■ **Work to complete**
Looking at the listing beneath, work out how many lines hold "components" and report only that figure.

■ **Dataset content**
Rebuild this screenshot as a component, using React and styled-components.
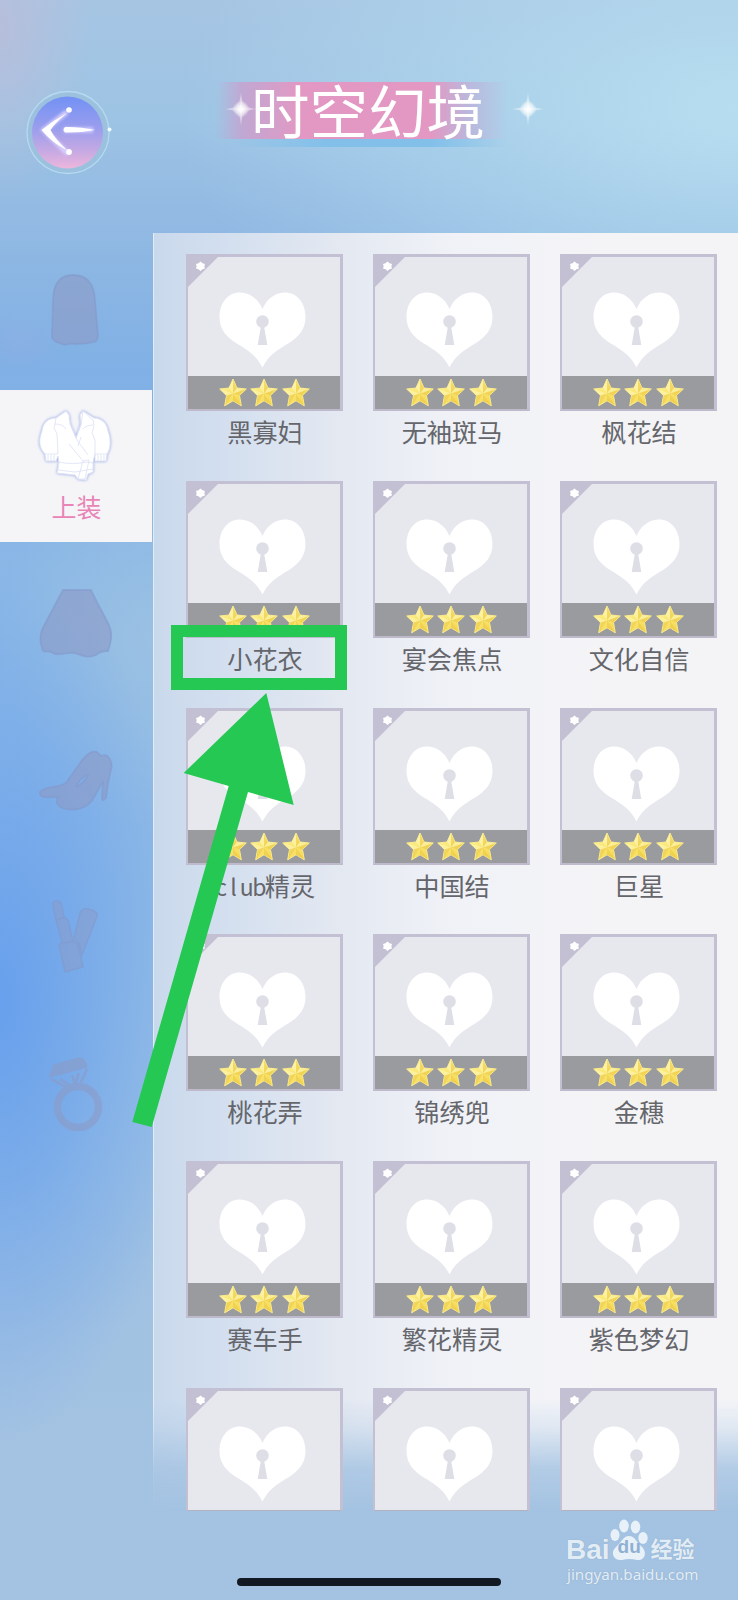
import React from "react";
import styled, { createGlobalStyle } from "styled-components";

const GlobalStyle = createGlobalStyle`
  * {
    box-sizing: border-box;
  }
  body {
    margin: 0;
    font-family: "Noto Sans CJK SC", sans-serif;
  }
`;

const Screen = styled.div`
  position: relative;
  display: flex;
  flex-direction: column;
  width: 738px;
  height: 1600px;
  overflow: hidden;
  background:
    radial-gradient(ellipse 90px 170px at 0 30px, rgba(190, 188, 216, 0.7), transparent),
    radial-gradient(ellipse 40px 30px at 20px 342px, rgba(156, 170, 226, 0.25), transparent),
    radial-gradient(ellipse 560px 300px at 738px 110px, rgba(184, 223, 240, 0.95), rgba(184, 223, 240, 0)),
    radial-gradient(ellipse 190px 440px at 0 1000px, #69a1ec 5%, rgba(105, 161, 236, 0.6) 45%, rgba(105, 161, 236, 0)),
    radial-gradient(ellipse 150px 190px at 150px 640px, rgba(160, 196, 226, 0.7), rgba(160, 196, 226, 0)),
    linear-gradient(
      180deg,
      #a6c5e3 0,
      #9dc4e4 120px,
      #93bae2 210px,
      #80b0e5 370px,
      #8bb8e6 600px,
      #90bae6 900px,
      #98bee5 1130px,
      #a2c2e2 1330px,
      #a4c3e2 1600px
    );
`;

const Header = styled.header`
  display: flex;
  align-items: flex-start;
  height: 232.500px;
  padding: 82px 0 0 24px;
`;

const BackButton = styled.button`
  width: 90px;
  height: 90px;
  margin-top: 5px;
  padding: 0;
  border: 0;
  background: none;
`;

const TitleBand = styled.div`
  display: flex;
  align-items: center;
  width: 325px;
  height: 66px;
  margin-left: 102px;
  background:
    linear-gradient(90deg, transparent, rgba(200, 160, 206, 0.8) 8%, #e298c3 26%, #e298c3 66%, rgba(196, 168, 212, 0.6) 78%, transparent 90%) 0 0 / 100% 57px
      no-repeat,
    linear-gradient(90deg, transparent 4%, #82c0ea 34%, #82c0ea 66%, transparent 90%) 0 57px / 100% 8px no-repeat;
`;

const Title = styled.h1`
  margin: -12px 22px 0 -10px;
  color: #fff;
  font-size: 58.500px;
  font-weight: 400;
  line-height: 60px;
  white-space: nowrap;
`;

const SparkleIcon = styled.svg`
  flex: none;
  width: 40px;
  height: 40px;
  margin: -12px 0 0 5px;

  h1 + & {
    margin-left: 1px;
  }
`;

const Body = styled.div`
  display: flex;
  flex: 1;
`;

const Sidebar = styled.nav`
  display: flex;
  flex-direction: column;
  gap: 5px;
  width: 153px;
`;

const Tab = styled.button`
  display: flex;
  flex-direction: column;
  align-items: center;
  justify-content: ${({ $active }) => ($active ? "flex-start" : "center")};
  width: 152px;
  height: 152px;
  padding: ${({ $active }) => ($active ? "14px 0 0" : "0 4px 0 0")};
  border: 0;
  background: ${({ $active }) => ($active ? "#f5f5f8" : "transparent")};
  color: #e884b6;
  font: 25px/34px "Noto Sans CJK SC", sans-serif;

  svg {
    flex: none;
    width: 90px;
    height: 90px;
  }
`;

const TabLabel = styled.span`
  margin: -5px 0 0 1px;
`;

const Panel = styled.main`
  width: 585px;
  border-left: 1px solid rgba(215, 229, 244, 0.6);
  background: linear-gradient(90deg, #c9d9ec 0, #d3dfef 70px, #e3e8f1 180px, #f0f2f7 300px, #f4f4f7 440px);
  mask-image: linear-gradient(
    180deg,
    #000 1165px,
    rgba(0, 0, 0, 0.75) 1195px,
    rgba(0, 0, 0, 0.2) 1235px,
    transparent 1280px
  );
`;

const Layer = styled.div`
  position: absolute;
  top: 254px;
  left: 186px;
  height: 1257px;
  overflow: hidden;
`;

const Grid = styled.div`
  display: grid;
  grid-template-columns: repeat(3, 157px);
  grid-auto-rows: 226.800px;
  column-gap: 30px;
`;

const Card = styled.article`
  display: flex;
  flex-direction: column;
  align-items: center;
`;

const Thumb = styled.div`
  display: flex;
  flex: none;
  flex-direction: column;
  justify-content: space-between;
  width: 157px;
  height: ${({ $cut }) => ($cut ? "123px" : "157px")};
  overflow: hidden;
  border: 2px solid #c4c0d3;
  border-top-width: 3px;
  border-right-width: 3px;
  border-bottom: ${({ $cut }) => ($cut ? "1px solid #b3b1bf" : "2px solid #bebacb")};
  background: #e7e8ee;

  & > svg {
    flex: none;
    display: block;
  }
`;

const StarBar = styled.div`
  display: flex;
  flex: none;
  align-items: center;
  justify-content: center;
  gap: 3.500px;
  height: 33px;
  background: #9a9b9f;
`;

const Name = styled.span`
  margin: 2px 0 0 1px;
  color: #65666b;
  font-size: 25.200px;
  line-height: 36px;
  white-space: nowrap;
`;

const Letter = styled.span`
  display: inline-block;
  width: 12.500px;
  text-align: center;
  font-size: 23px;
`;

const Highlight = styled.div`
  position: absolute;
  top: 625px;
  left: 171px;
  width: 176px;
  height: 65px;
  border: 12.500px solid #25c853;
`;

const Arrow = styled.svg`
  position: absolute;
  top: 690px;
  left: 130px;
`;

const Watermark = styled.div`
  position: absolute;
  top: 1518px;
  left: 566px;
  width: 136px;
  color: rgba(240, 247, 252, 0.9);
  text-shadow: 0 0 1px rgba(100, 130, 160, 0.5);
`;

const Brand = styled.div`
  display: flex;
  align-items: flex-end;
  height: 45px;
`;

const BrandText = styled.span`
  font: 700 ${({ $size }) => $size}px/26px "Liberation Sans", "Noto Sans CJK SC", sans-serif;
`;

const Paw = styled.span`
  position: relative;
  width: 38px;
  height: 47px;
  margin: 0 3px 0 0;
`;

const PawText = styled.b`
  position: absolute;
  top: 20px;
  left: 8px;
  color: #8fb0d2;
  font: 700 19px/22px "Liberation Sans", sans-serif;
  text-shadow: none;
`;

const Url = styled.div`
  margin: 3px 0 0 1px;
  font: 15.200px/17px "Noto Sans", sans-serif;
`;

const HomeBar = styled.div`
  position: absolute;
  bottom: 14px;
  left: 237px;
  width: 264px;
  height: 8px;
  border-radius: 4px;
  background: #121923;
`;

const items = [
  "黑寡妇",
  "无袖斑马",
  "枫花结",
  "小花衣",
  "宴会焦点",
  "文化自信",
  "club精灵",
  "中国结",
  "巨星",
  "桃花弄",
  "锦绣兜",
  "金穗",
  "赛车手",
  "繁花精灵",
  "紫色梦幻",
  "",
  "",
  "",
];

const BackIcon = () => (
  <svg width="90" height="90" viewBox="0 0 90 90">
    <defs>
      <linearGradient id="orb" x1="0" y1="0" x2="0" y2="1">
        <stop offset="0" stopColor="#7291f5" />
        <stop offset="0.45" stopColor="#9b9eed" />
        <stop offset="0.75" stopColor="#c5a9e3" />
        <stop offset="1" stopColor="#edb6dc" />
      </linearGradient>
      <filter id="glow" x="-50%" y="-50%" width="200%" height="200%">
        <feGaussianBlur stdDeviation="1.8" />
      </filter>
    </defs>
    <circle cx="44" cy="45.500" r="40" fill="#9cc1de" />
    <circle cx="44" cy="45.500" r="41" fill="none" stroke="#b5daf0" strokeWidth="1.300" />
    <ellipse cx="43.500" cy="45.500" rx="35.500" ry="36" fill="url(#orb)" />
    <g stroke="#d8cfff" strokeWidth="5" fill="none" filter="url(#glow)">
      <path d="M43 25 20 43 44 67M40 43H69" />
    </g>
    <path d="M43 26 Q30 33 17.500 43 Q28 56 43.500 63.500 Q31 52 26.500 43 Q31 36 43 26Z" fill="#fff" />
    <path d="M41 40 Q55 39.500 71 43 Q55 46 41 45.500 Q38 43 41 40Z" fill="#fff" />
    <circle cx="45" cy="23" r="2.800" fill="#fff" />
    <circle cx="45" cy="65" r="2.900" fill="#fff" />
    <circle cx="85.500" cy="42.500" r="2" fill="#edfaff" />
  </svg>
);

const Sparkle = () => (
  <SparkleIcon viewBox="0 0 40 40">
    <defs>
      <radialGradient id="flare">
        <stop offset="0" stopColor="#fff" />
        <stop offset="0.35" stopColor="#fff" stopOpacity="0.8" />
        <stop offset="1" stopColor="#fff" stopOpacity="0" />
      </radialGradient>
    </defs>
    <circle cx="20" cy="20" r="8.500" fill="url(#flare)" />
    <path
      d="M20 3Q20 19.500 36 20Q20 20.500 20 37Q20 20.500 4 20Q20 19.500 20 3Z"
      fill="#fff"
      opacity="0.3"
    />
    <path d="M20 3 20.800 20 20 37 19.200 20ZM4 20 20 19.200 36 20 20 20.800Z" fill="#fff" opacity="0.6" />
  </SparkleIcon>
);

const TopIcon = () => (
  <svg viewBox="0 0 90 90">
    <defs>
      <filter id="halo" x="-20%" y="-20%" width="140%" height="140%">
        <feDropShadow dx="0" dy="0" stdDeviation="1.8" floodColor="#7f94dc" floodOpacity="0.9" />
      </filter>
    </defs>
    <g fill="#fff" stroke="#dce1f5" strokeWidth="0.800" strokeLinejoin="round">
      <path
        filter="url(#halo)"
        d="M35 7 25 14C17 14 12 19 11 27 8 35 8 41 11 46L14 50 15 57H25L27 52 28 60 26 69 44 71 47 75 55 76 57 70 62 68 62 58 64 50 64 57H75L76 50C80 44 80 35 77 27 76 19 70 14 63 14L52 7 49 11 50 20 45 34 39 20 38 11Z"
      />
      <path
        d="M35 7 25 14 24 20Q32 20 35 25M52 7 50 21 45 34M52 7 62 16 63 21Q55 21 52 25M38 14 46 36 57 51M50 33 47 42M24 20 23 24 26 30 27 50M63 22 61 29 64 36 64 50"
        fill="none"
      />
      <path d="M28 58Q40 61 57 58L62 59 62 65 44 68 27 66ZM52 57 58 56 54 75 47 75Z" />
      <path d="M14 50H27M17 51V57M20 51V57M23 51V57M64 50H76M67 51V57M70 51V57M73 51V57M38 40 53 58" fill="none" />
    </g>
  </svg>
);

const silhouettes = {
  hair: "M24 38C24 18 32 11 44 11S65 18 66 36L68 60 69 71Q69 77 65 78C57 80 53 80 47 80C41 79 39 80 36 81C30 79 24 78 23 73Z",
  skirt:
    "M34 12H62L68 24 80 47C84 56 82 64 79 73 72 73 69 75 67 77 58 81 53 77 45 75 36 74 28 79 22 74 18 72 14 76 13 70 9 60 12 52 17 44Z",
  shoes:
    "M11 57C15 51 30 53 37 48L51 28C57 20 62 15 68 17L72 21C80 17 84 28 82 35L79 48 77 63Q73 68 73 62L74 46 63 66C55 75 43 76 33 73 27 70 27 65 29 62 20 62 10 64 11 57ZM47 52Q54 49 59 40Q52 42 47 52",
};

const Silhouette = ({ d }) => (
  <svg viewBox="0 0 90 90">
    <path d={d} fill="#8c9bc7" fillOpacity="0.62" stroke="#8299cb" strokeWidth="1.800" strokeOpacity="0.6" />
  </svg>
);

const LipstickIcon = () => (
  <svg viewBox="0 -1 90 90">
    <g fill="#8c9bc7" fillOpacity="0.5" stroke="#8299cb" strokeWidth="1.500" strokeOpacity="0.6">
      <path d="M51 20Q54 14 60 16L65 18Q70 20 67 26L53 62 50 50 45 45Z" />
      <path d="M24 13Q23 8 28 8 33 8 33 14L35 24 39 27 44 48 49 51 54 74 36 79 30 52 33 49 27 27Z" />
      <path d="M27 27 36 24M32 51 45 48" fill="none" />
    </g>
  </svg>
);

const RingIcon = () => (
  <svg viewBox="0 -1 90 90">
    <g fill="none" stroke="#8c9bc7" strokeLinejoin="round" opacity="0.6">
      <circle cx="49" cy="57" r="20.500" strokeWidth="7.500" />
      <path d="M21 24 25 15 50 8Q56 8 58 17L21 27Z" fill="#8c9bc7" strokeWidth="1.500" />
      <path d="M22 29 37 37M58 19 51 34M31 29 42 36M43 25 46 34 50 23" strokeWidth="2.800" />
    </g>
  </svg>
);

const LockedHeart = () => (
  <svg width="152" height="119" viewBox="188 257 152 119">
    <path d="M188 256H219L188 287Z" fill="#c4c0d3" />
    <path
      d="M200.500 261.500 202.500 263.200 205 264 204.300 266.200 205 268.500 202.500 269.200 200.500 271 198.500 269.200 196 268.500 196.700 266.200 196 264 198.500 263.200Z"
      fill="#fff"
    />
    <path
      d="M262.500 309C258 298 249 292.500 240 292.500 228 292.500 219.500 303 219.500 317 219.500 330 227 337 236 343 248 350 257 356 262.500 367.500 268 356 277 350 289 343 298 337 305.500 330 305.500 317 305.500 303 297 292.500 285 292.500 276 292.500 267 298 262.500 309Z"
      fill="#fff"
    />
    <circle cx="262.500" cy="321.500" r="6.300" fill="#dedfe6" />
    <path d="M261 326H264L267.300 345H257.700Z" fill="#dedfe6" />
  </svg>
);

const Star = () => (
  <svg width="28" height="29" viewBox="0 0 28 29">
    <defs>
      <linearGradient id="gold" x1="0" y1="0" x2="0.700" y2="1">
        <stop offset="0" stopColor="#fdf6ae" />
        <stop offset="0.5" stopColor="#fae873" />
        <stop offset="1" stopColor="#f3d650" />
      </linearGradient>
    </defs>
    <path
      d="M14 1 18 10 27.300 11 20.500 17.500 22.300 27.800 14 22.800 5.700 27.800 7.500 17.500.700 11 10 10Z"
      fill="url(#gold)"
      stroke="#fbeb8c"
      strokeWidth="1"
      strokeLinejoin="round"
    />
    <path
      d="M14 15.500V2L18 10ZM14 15.500 26 11.500 20.500 17.500ZM14 15.500 21.500 27 14 22.800ZM14 15.500 6.500 27 7.500 17.500Z"
      fill="#e8bd3c"
      opacity="0.400"
    />
    <path d="M14 15.500V2L10 10ZM14 15.500 2 11.500 7.500 17.500ZM14 15.500 18 10 26 11.500Z" fill="#fffbd0" opacity="0.450" />
  </svg>
);

const ItemName = ({ name }) => (
  <Name>
    {[...name].map((char, i) => (/[a-z]/.test(char) ? <Letter key={i}>{char}</Letter> : char))}
  </Name>
);

const ItemCard = ({ name }) => (
  <Card>
    <Thumb $cut={!name}>
      <LockedHeart />
      {name && (
        <StarBar>
          <Star />
          <Star />
          <Star />
        </StarBar>
      )}
    </Thumb>
    {name && <ItemName name={name} />}
  </Card>
);

const App = () => {
  return (
    <Screen>
      <GlobalStyle />
      <Header>
        <BackButton aria-label="返回">
          <BackIcon />
        </BackButton>
        <TitleBand>
          <Sparkle />
          <Title>时空幻境</Title>
          <Sparkle />
        </TitleBand>
      </Header>

      <Body>
        <Sidebar>
          <Tab>
            <Silhouette d={silhouettes.hair} />
          </Tab>
          <Tab $active>
            <TopIcon />
            <TabLabel>上装</TabLabel>
          </Tab>
          <Tab>
            <Silhouette d={silhouettes.skirt} />
          </Tab>
          <Tab>
            <Silhouette d={silhouettes.shoes} />
          </Tab>
          <Tab>
            <LipstickIcon />
          </Tab>
          <Tab>
            <RingIcon />
          </Tab>
        </Sidebar>
        <Panel />
      </Body>

      {/* the cards stay solid where the panel behind them fades out */}
      <Layer>
        <Grid>
          {items.map((name, i) => (
            <ItemCard key={i} name={name} />
          ))}
        </Grid>
      </Layer>

      <Highlight />
      <Arrow width="170" height="440" viewBox="130 690 170 440">
        <path d="M266.300 693 293.700 805 248 792 151.700 1127 132.300 1122 228.700 786 183.700 773Z" fill="#25c853" />
      </Arrow>

      <Watermark>
        <Brand>
          <BrandText $size={28}>Bai</BrandText>
          <Paw>
            <svg width="38" height="47" viewBox="0 0 38 47" fill="#e8f1f8">
              <ellipse cx="5" cy="19" rx="4.500" ry="6" />
              <ellipse cx="14" cy="10" rx="4.800" ry="6.500" />
              <ellipse cx="25.500" cy="11" rx="4.800" ry="6.500" />
              <ellipse cx="33" cy="22" rx="4.700" ry="6" />
              <path d="M19 20C25 20 26 26 31 30 38 36 35 45 27 44Q19 42 12 44C3 45 0 36 6 31 12 26 13 20 19 20Z" />
            </svg>
            <PawText>du</PawText>
          </Paw>
          <BrandText $size={22}>经验</BrandText>
        </Brand>
        <Url>jingyan.baidu.com</Url>
      </Watermark>
      <HomeBar />
    </Screen>
  );
};

export default App;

■ **Full response**
2